> [What you need to do]: Extract only the first line of the listing and every line after it up to and including the one with "const BLUE = 'text-[#3574e3]';". Omit the pictures.

* * *

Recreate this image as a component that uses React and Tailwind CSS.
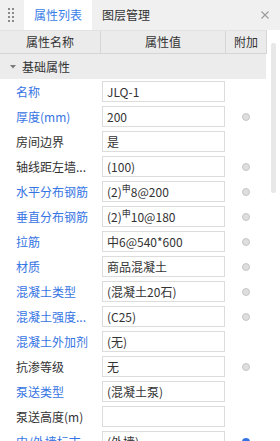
import React from 'react';

const BLUE = 'text-[#3574e3]';

const rows = [
    { label: '名称', value: 'JLQ-1', blue: true, dot: false },
    { label: '厚度(mm)', value: '200', blue: true, dot: true },
    { label: '房间边界', value: '是', blue: false, dot: false },
    { label: '轴线距左墙...', value: '(100)', blue: false, dot: true },
    { label: '水平分布钢筋', value: ['(2)', '8@200'], blue: true, dot: true },
    { label: '垂直分布钢筋', value: ['(2)', '10@180'], blue: true, dot: true },
    { label: '拉筋', value: '中6@540*600', blue: true, dot: true },
    { label: '材质', value: '商品混凝土', blue: true, dot: true },
    { label: '混凝土类型', value: '(混凝土20石)', blue: true, dot: true },
    { label: '混凝土强度...', value: '(C25)', blue: true, dot: true },
    { label: '混凝土外加剂', value: '(无)', blue: true, dot: false },
    { label: '抗渗等级', value: '无', blue: false, dot: true },
    { label: '泵送类型', value: '(混凝土泵)', blue: true, dot: false },
    { label: '泵送高度(m)', value: '', blue: false, dot: false },
    { label: '内/外墙标志', value: '(外墙)', blue: true, dot: 'blue' },
];

const Value = ({ value }) => {
    if (Array.isArray(value)) {
        return (
            <span>
                {value[0]}
                <span className="align-super text-[9px] leading-none">申</span>
                {value[1]}
            </span>
        );
    }
    return <span>{value}</span>;
};

const Row = ({ row }) => (
    <div className="flex h-[25px] shrink-0 items-center">
        <div className={`w-[102px] truncate pl-[16px] ${row.blue ? BLUE : 'text-[#333]'}`}>{row.label}</div>
        <div className="flex h-[21px] w-[123px] items-center border border-[#dcdcdc] bg-white px-[4px] text-[#333]">
            <Value value={row.value} />
        </div>
        <div className="flex w-[41px] justify-center">
            {row.dot === 'blue' && <span className="h-[8px] w-[8px] rounded-full bg-[#3574e3]" />}
            {row.dot === true && <span className="h-[8px] w-[8px] rounded-full border border-[#c6c6c6] bg-[#dedede]" />}
        </div>
    </div>
);

export default function App() {
    return (
        <div
            className="flex h-[441px] w-[280px] flex-col overflow-hidden bg-white text-[12px] leading-[16px]"
            style={{ fontFamily: '"Noto Sans CJK SC", "Noto Sans", sans-serif' }}
        >
            {/* tab bar */}
            <div className="flex h-[30px] shrink-0 items-stretch bg-[#f0f0f0]">
                <div className="flex w-[24px] items-center pl-[8px]">
                    <div className="grid grid-cols-2 gap-[2px]">
                        {Array.from({ length: 8 }).map((_, i) => (
                            <span key={i} className="h-[2px] w-[2px] bg-[#8a8a8a]" />
                        ))}
                    </div>
                </div>
                <div className="flex w-[68px] items-center justify-center bg-white text-[#3a7ee8]">属性列表</div>
                <div className="flex items-center px-[10px] text-[#333]">图层管理</div>
                <div className="flex-1" />
                <div className="flex items-center pr-[11px]">
                    <svg width="8" height="8" viewBox="0 0 8 8">
                        <path d="M0.5 0.5 L7.5 7.5 M7.5 0.5 L0.5 7.5" stroke="#9a9a9a" strokeWidth="1.1" />
                    </svg>
                </div>
            </div>

            <div className="flex min-h-0 flex-1">
                <div className="flex w-[267px] flex-col">
                    {/* header */}
                    <div className="flex h-[24px] shrink-0 border-b border-r border-t border-[#d6d6d6] border-t-[#e2e2e2] bg-[#ebebeb] text-[#333]">
                        <div className="flex w-[101px] items-center justify-center border-r border-[#d6d6d6]">属性名称</div>
                        <div className="flex w-[125px] items-center justify-center border-r border-[#d6d6d6]">属性值</div>
                        <div className="flex flex-1 items-center justify-center">附加</div>
                    </div>
                    {/* section */}
                    <div className="flex h-[25px] w-[266px] shrink-0 items-center bg-[#ececec] pl-[10px] text-[#333]">
                        <svg width="6" height="4" viewBox="0 0 6 4" className="mr-[6px]">
                            <path d="M0 0 L6 0 L3 3.5 Z" fill="#7a7a7a" />
                        </svg>
                        基础属性
                    </div>
                    {rows.map((row, idx) => (
                        <Row key={idx} row={row} />
                    ))}
                </div>
                {/* scrollbar */}
                <div className="pl-[4px] pt-[13px]">
                    <div className="h-[150px] w-[5px] rounded-[2px] bg-[#e8e8e8]" />
                </div>
            </div>
        </div>
    );
}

* * *

> [Completed task]:
Recreate this image as a component that uses React and Tailwind CSS.
import React from 'react';

const BLUE = 'text-[#3574e3]';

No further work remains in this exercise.